Comment 14 Eric Covener 2010-01-25 11:40:58 UTC
I understand what's desirable, I just don't see how it relates to the bug report it's attached to.  Stefan fixed the reported problem for modern openldap by using a timeout on non-connect operations, which is IMO orthogonal to not being able to specify two different transports.
Comment 15 Eric Covener 2010-01-25 11:51:42 UTC
probably aiding in the confusion: OP discussed this issue in multiple bugs and on the ML, and my discussion of the internal host and connect timeouts is actually OT for the issue he reported and fixed by setting a timeout in his SDK directly.

Charlie: Please open a new bug or enhancement request along with as much SDK info as you can gather.

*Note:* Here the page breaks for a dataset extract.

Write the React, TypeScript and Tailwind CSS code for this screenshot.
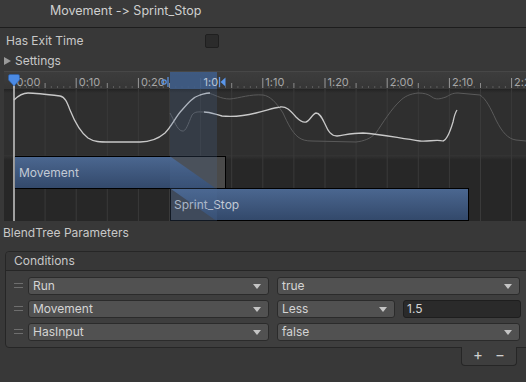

timeout issue fixed in trunk rev for contemporary openldap (and resolvy OP via setting timesouts system-wide, see 48515)

http://svn.apache.org/viewvc?rev=898102&view=rev
Comment 16 charlie 2010-01-26 08:08:31 UTC
(In reply to comment #15)
> Charlie: Please open a new bug or enhancement request along with as much SDK
> info as you can gather.

So let it be written, so let it be done.

https://issues.apache.org/bugzilla/show_bug.cgi?id=48623

Eric, thank you for your help and advice!  I am not an experienced bugzilla user, and I haven't written anything in C in at least a decade, but I know LDAP very well.
Comment 17 Muzi 2010-01-26 10:49:12 UTC
I have figure out network timeout issue and fixed it. As i mentioned i already define two ldap hosts, and its works on failover if ldap service is not run on primary ldap then its switch to secondary ldap2 automatically in just some seconds
but problem for if primary ldap is down like poweroff etc then apache hangs, so the soluiton is define below directive in --> /etc/openldap/ldap.conf file

NETWORK_TIMEOUT 4 (with 4 seconds wait)

So its switch to ldap2 incase of network failure with primary ldap1, i can test it gradually by down ldap1 with poweroff or unplug network cable or block port using iptables, its now works f9. :)

Muzi
Comment 18 Mark A. Ziesemer 2010-12-28 16:19:35 UTC
Relating to the ldapi:/// URLs, please refer to bug 44302.